The rankings were based on total index value. Grade A systems had an index value of greater than 80, B+ systems had an index value ranging from 75 through 80, B systems from 65 through 75, C+ systems from 60 through 65, C systems from 50 through 60 and D systems from 35 through 50. E systems were those with an index value less than 35, although no countries scored so low.

Of the countries considered, only the Netherlands, Iceland, Denmark and Israel had a grade of A, which Mercer and the CFA Institute described as first-class and robust retirement systems that deliver good benefits, are sustainable and have a high level of integrity.

South Africa (49.6), Turkey (48.3), Argentina (45.5), the Philippines (45.8) and India (44) received D grades as countries with systems that have some desirable features, but also major weaknesses and omissions that need to be addressed.

The global pension landscape is changing, as more and more countries and plans shift to defined contribution plans from defined benefit plans, noted Margaret Franklin, president and CEO of the CFA Institute, in the report.

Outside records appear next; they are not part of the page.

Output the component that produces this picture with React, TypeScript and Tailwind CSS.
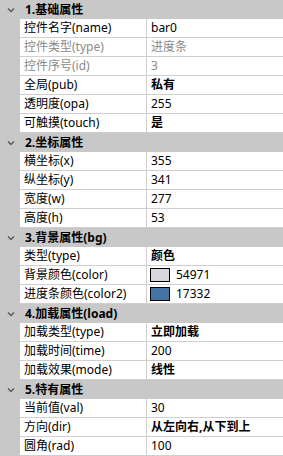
import React from 'react';

type Row = {
  name: string;
  value?: string;
  bold?: boolean;
  disabled?: boolean;
  color?: string;
};

type Group = {
  title: string;
  rows: Row[];
};

const groups: Group[] = [
  {
    title: '1.基础属性',
    rows: [
      { name: '控件名字(name)', value: 'bar0' },
      { name: '控件类型(type)', value: '进度条', disabled: true },
      { name: '控件序号(id)', value: '3', disabled: true },
      { name: '全局(pub)', value: '私有', bold: true },
      { name: '透明度(opa)', value: '255' },
      { name: '可触摸(touch)', value: '是', bold: true },
    ],
  },
  {
    title: '2.坐标属性',
    rows: [
      { name: '横坐标(x)', value: '355' },
      { name: '纵坐标(y)', value: '341' },
      { name: '宽度(w)', value: '277' },
      { name: '高度(h)', value: '53' },
    ],
  },
  {
    title: '3.背景属性(bg)',
    rows: [
      { name: '类型(type)', value: '颜色', bold: true },
      { name: '背景颜色(color)', value: '54971', color: '#d6d6de' },
      { name: '进度条颜色(color2)', value: '17332', color: '#4275a5' },
    ],
  },
  {
    title: '4.加载属性(load)',
    rows: [
      { name: '加载类型(type)', value: '立即加载', bold: true },
      { name: '加载时间(time)', value: '200' },
      { name: '加载效果(mode)', value: '线性', bold: true },
    ],
  },
  {
    title: '5.特有属性',
    rows: [
      { name: '当前值(val)', value: '30' },
      { name: '方向(dir)', value: '从左向右,从下到上', bold: true },
      { name: '圆角(rad)', value: '100' },
    ],
  },
];

const Chevron = () => (
  <svg width="8" height="6" viewBox="0 0 8 6" className="shrink-0">
    <polyline points="1,1.5 4,4.5 7,1.5" fill="none" stroke="#5a5a5a" strokeWidth="1.4" />
  </svg>
);

const PropertyRow: React.FC<{ row: Row }> = ({ row }) => {
  const tone = row.disabled ? 'text-[#8a8a8a]' : 'text-black';
  return (
    <div className="flex h-[19px]">
      <div className="w-[20px] shrink-0 bg-[#c8c8c8]" />
      <div className={`flex w-[127px] shrink-0 items-center border-b border-r border-[#cfcfcf] pl-[4px] ${tone}`}>
        {row.name}
      </div>
      <div className={`flex flex-1 items-center border-b border-[#cfcfcf] ${tone} ${row.bold ? 'font-bold' : ''}`}>
        {row.color ? (
          <>
            <span className="ml-[3px] h-[14px] w-[20px] border border-black" style={{ backgroundColor: row.color }} />
            <span className="ml-[6px]">{row.value}</span>
          </>
        ) : (
          <span className="pl-[4px]">{row.value}</span>
        )}
      </div>
    </div>
  );
};

export default function App() {
  return (
    <div
      className="w-[283px] h-[456px] overflow-hidden bg-white text-[12px] leading-none"
      style={{ fontFamily: '"Noto Sans", "Noto Sans CJK SC", sans-serif' }}
    >
      {groups.map((g) => (
        <div key={g.title}>
          <div className="flex h-[19px] items-center bg-[#c8c8c8]">
            <div className="flex w-[20px] shrink-0 justify-center pl-[1px]">
              <Chevron />
            </div>
            <span className="pl-[5px] font-bold text-black">{g.title}</span>
          </div>
          {g.rows.map((r) => (
            <PropertyRow key={r.name} row={r} />
          ))}
        </div>
      ))}
    </div>
  );
}
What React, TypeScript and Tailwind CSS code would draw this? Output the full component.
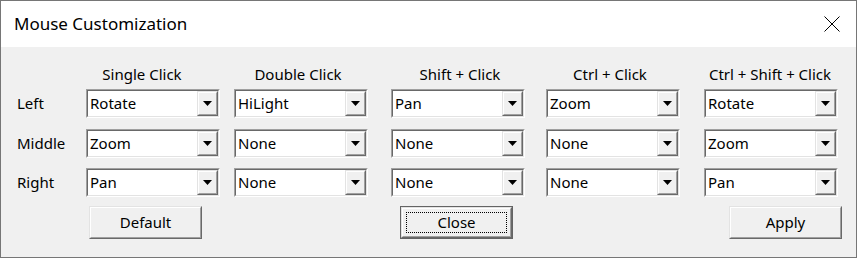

“The ongoing shift to defined contribution pension plans introduces many financial planning challenges, which are falling squarely on the shoulders of tomorrow’s retirees,” Franklin wrote in the report. “DC plans require individuals to make complex financial planning decisions that may significantly impact their financial circumstances, and yet many individuals are not well prepared to manage the required decisions. The Index serves as an important reminder of the gaps that remain in providing long-term financial security and advice for individuals.”

Franklin wrote that pension funds must evolve to provide a range of options and support to help individuals achieve the best possible retirement outcomes.